Applied Statistics: Machine Learning and Causal Inference

Applied Statistics labs

You can reach the repository where the codes and the used data here. All the presented codes and described are developed in Python 3.

Here we first proofed the Frisch Waugh Lovell Theorem. Then, using 1989-1991 CPS, we estimated an extended version of the Mincer equation and made some data visualization examples to understand the education returns on wages.

Here we learned the basics of data splitting. By splitting our data we can validate our trained algorith and we can prove if its goodness of fit. In this scropt we also made some data visualization exercises to learn what happens with the fitting when we change the $\alpha$ (penalization parameter) size of Lasso Regressions. Finally we found that the Lasso regression usually does not converge with lower $\alpha$ values. This is because a higher alpha is more restrictive, and therefore more varibles with less predictive value are discarded.

Here we address collinearlity consequences in a theorical an empirical way. Then we analyze RCT data from the Pennsylvania reemployment bonus experiment. We explored the existence of treatment heterogenity across groups and noticed that some groups have different treatment effect. In general, we found that the program has a negative effect on the length of unemployment. However, here we can notice that the treatment effect may vary depending on certain characteristics of the sample. If the unemployed person is female, then receiving the treatment still has a negative effect on the period of unemployment, but this does not remain true when the person is black, or their age is below 35. Being part of these latter groups, and receiving the treatment may in fact have a positive effect on the length of unemployment

In this laboratory we addressed orthogonalithy. We compared wether is better to use an Orthogonal method or a Naive method using previously setted data from a known Data generating process. We performed some data visualization to make the analysis more enjoyable and understable. We found that the Naive method showed biased estiamtors as expected. On the other hand we obtained unbiased estimators when using the Orthogonal method.

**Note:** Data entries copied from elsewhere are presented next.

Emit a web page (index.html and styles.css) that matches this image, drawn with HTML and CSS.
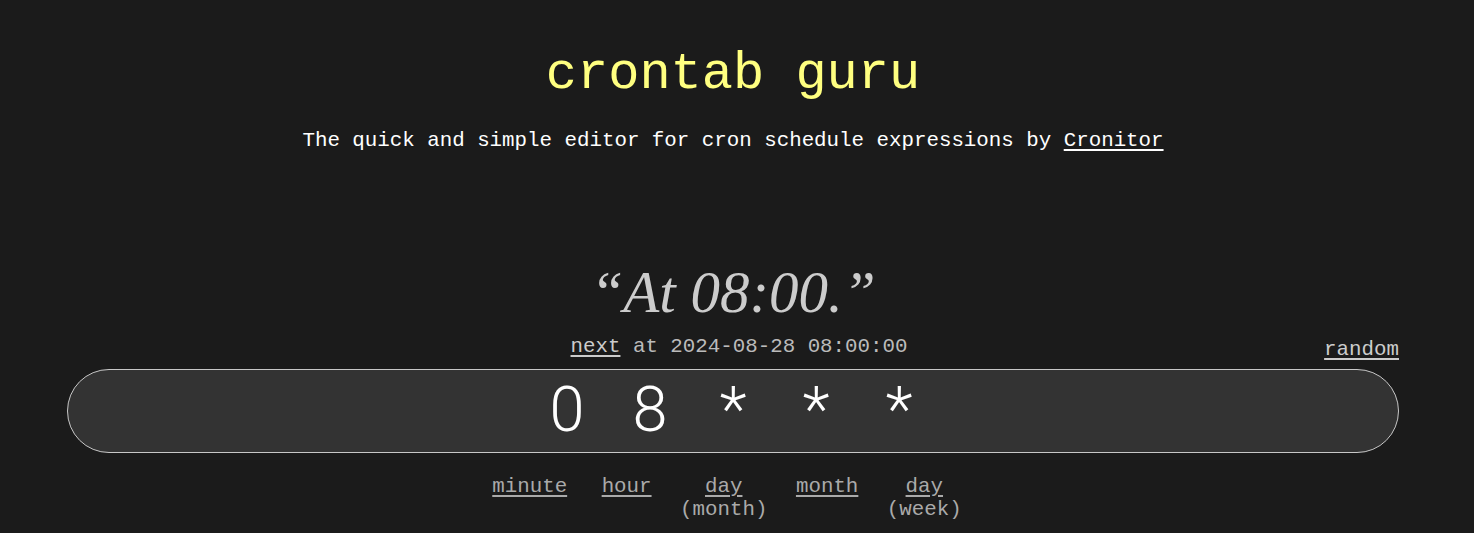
FILE: index.html
```html
<!DOCTYPE html>
<html lang="en">
<head>
<meta charset="utf-8">
<title>crontab guru</title>
<link rel="stylesheet" href="styles.css">
</head>
<body>
<div class="page">
  <header class="header">
    <h1 class="title">crontab guru</h1>
    <p class="subtitle">The quick and simple editor for cron schedule expressions by <a class="link-white" href="#">Cronitor</a></p>
  </header>
  <main class="editor">
    <div class="human">“At 08:00.”</div>
    <div class="next-row">
      <div class="spacer"></div>
      <div class="next"><a class="link" href="#">next</a> at 2024-08-28 08:00:00</div>
      <div class="random-cell"><a class="link" href="#">random</a></div>
    </div>
    <div class="cron-input">
      <span class="ch">0</span><span class="ch"> </span><span class="ch">8</span><span class="ch"> </span><span class="ch">*</span><span class="ch"> </span><span class="ch">*</span><span class="ch"> </span><span class="ch">*</span>
    </div>
    <div class="parts">
      <div class="part part-minute"><a class="plink" href="#">minute</a></div>
      <div class="part"><a class="plink" href="#">hour</a></div>
      <div class="part"><a class="plink" href="#">day</a><span class="sub">(month)</span></div>
      <div class="part"><a class="plink" href="#">month</a></div>
      <div class="part"><a class="plink" href="#">day</a><span class="sub">(week)</span></div>
    </div>
  </main>
</div>
</body>
</html>
```

FILE: styles.css
```css
html, body {
  margin: 0;
  padding: 0;
  background: #1b1b1b;
}
body {
  font-family: "Liberation Mono", "Courier New", monospace;
  color: #ffffff;
}
.page {
  width: 1332px;
  margin-left: 67px;
  padding-top: 45px;
}
.header {
  text-align: center;
}
.title {
  margin: 0;
  font-weight: normal;
  font-size: 52px;
  line-height: 60px;
  color: #ffff80;
}
.subtitle {
  margin: 22.5px 0 0;
  font-size: 20.8px;
  line-height: 26px;
  color: #ffffff;
}
.link-white {
  color: #ffffff;
  text-decoration: underline;
  text-decoration-thickness: 2px;
  text-underline-offset: 3px;
}
.editor {
  margin-top: 103.5px;
}
.human {
  font-family: "Liberation Serif", Georgia, serif;
  font-style: italic;
  font-size: 59px;
  line-height: 70px;
  text-align: center;
  color: #cccccc;
}
.next-row {
  margin-top: 6.5px;
  display: grid;
  grid-template-columns: 1fr auto 1fr;
  height: 26px;
  font-size: 20.8px;
  line-height: 26px;
  color: #bbbbbb;
}
.next {
  padding-left: 12px;
  white-space: pre;
}
.random-cell {
  justify-self: end;
  padding-top: 3px;
  margin-bottom: -3px;
}
.link {
  color: #cccccc;
  text-decoration: underline;
  text-decoration-thickness: 2px;
  text-underline-offset: 3px;
}
.cron-input {
  margin-top: 9.5px;
  box-sizing: border-box;
  height: 84px;
  border: 1px solid #c8c8c8;
  border-radius: 42px;
  background: #333333;
  display: flex;
  align-items: center;
  justify-content: center;
  padding-bottom: 3px;
  font-family: Roboto, "Noto Sans", sans-serif;
  font-weight: 300;
  font-size: 63px;
  color: #ffffff;
}
.ch {
  display: inline-block;
  width: 41.5px;
  text-align: center;
  white-space: pre;
}
.parts {
  margin-top: 22px;
  display: flex;
  justify-content: center;
  gap: 28.5px;
  padding-right: 12px;
  font-size: 20.8px;
  line-height: 23px;
  color: #aaaaaa;
}
.part {
  display: flex;
  flex-direction: column;
  align-items: center;
}
.part-minute {
  margin-right: 6px;
}
.plink {
  color: #aaaaaa;
  text-decoration: underline;
  text-decoration-thickness: 2px;
  text-underline-offset: 3px;
}
.sub {
  color: #aaaaaa;
}
```
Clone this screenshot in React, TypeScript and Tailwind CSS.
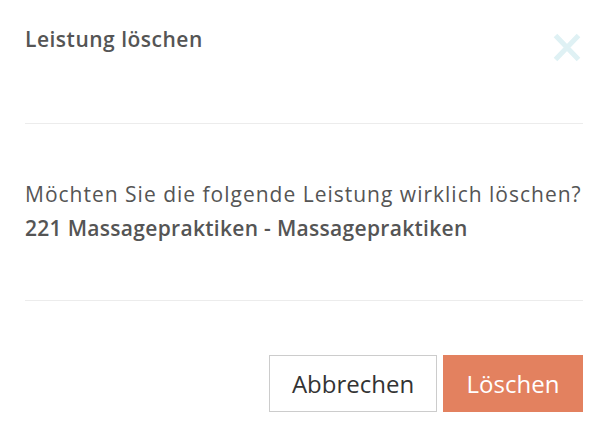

For this lab, we analyze the Pennsylvania re-employment bonus experiment, aiming to observe the impacts of different treatments on unemployment duration. In this case, we focus on the treatment group $T4$ (people who received a high bonus amount, had a long qualification period, and were offered a workshop).

To observe the treatment effects, we obtain bootstrap estimates. Then we find the Standard Error associated with the estimated coefficients. For this, we first keep the subset of non-treated ($T0$) and type-4-treated individuals ($T4$). Then we define our indexing function and our estimating function. Last but not least we define the bootstrap function and we compute 1,000 estimates to find the standard error of each estimated coefficient (we focus on 3 coefficients: T4, Female, and Black).

  • Laboratory 6: Debiased Machine Learning (DML) methods comparison using Growth Data

We evaluated the performance of some DML methods using the Barro-Lee Growth data. We evaluated which method has the better pperformance for each stage of the Debiasing process. We chose the Elastic Net method for both partialling out equations. However, the results here may be not accurate since the used dataset is small.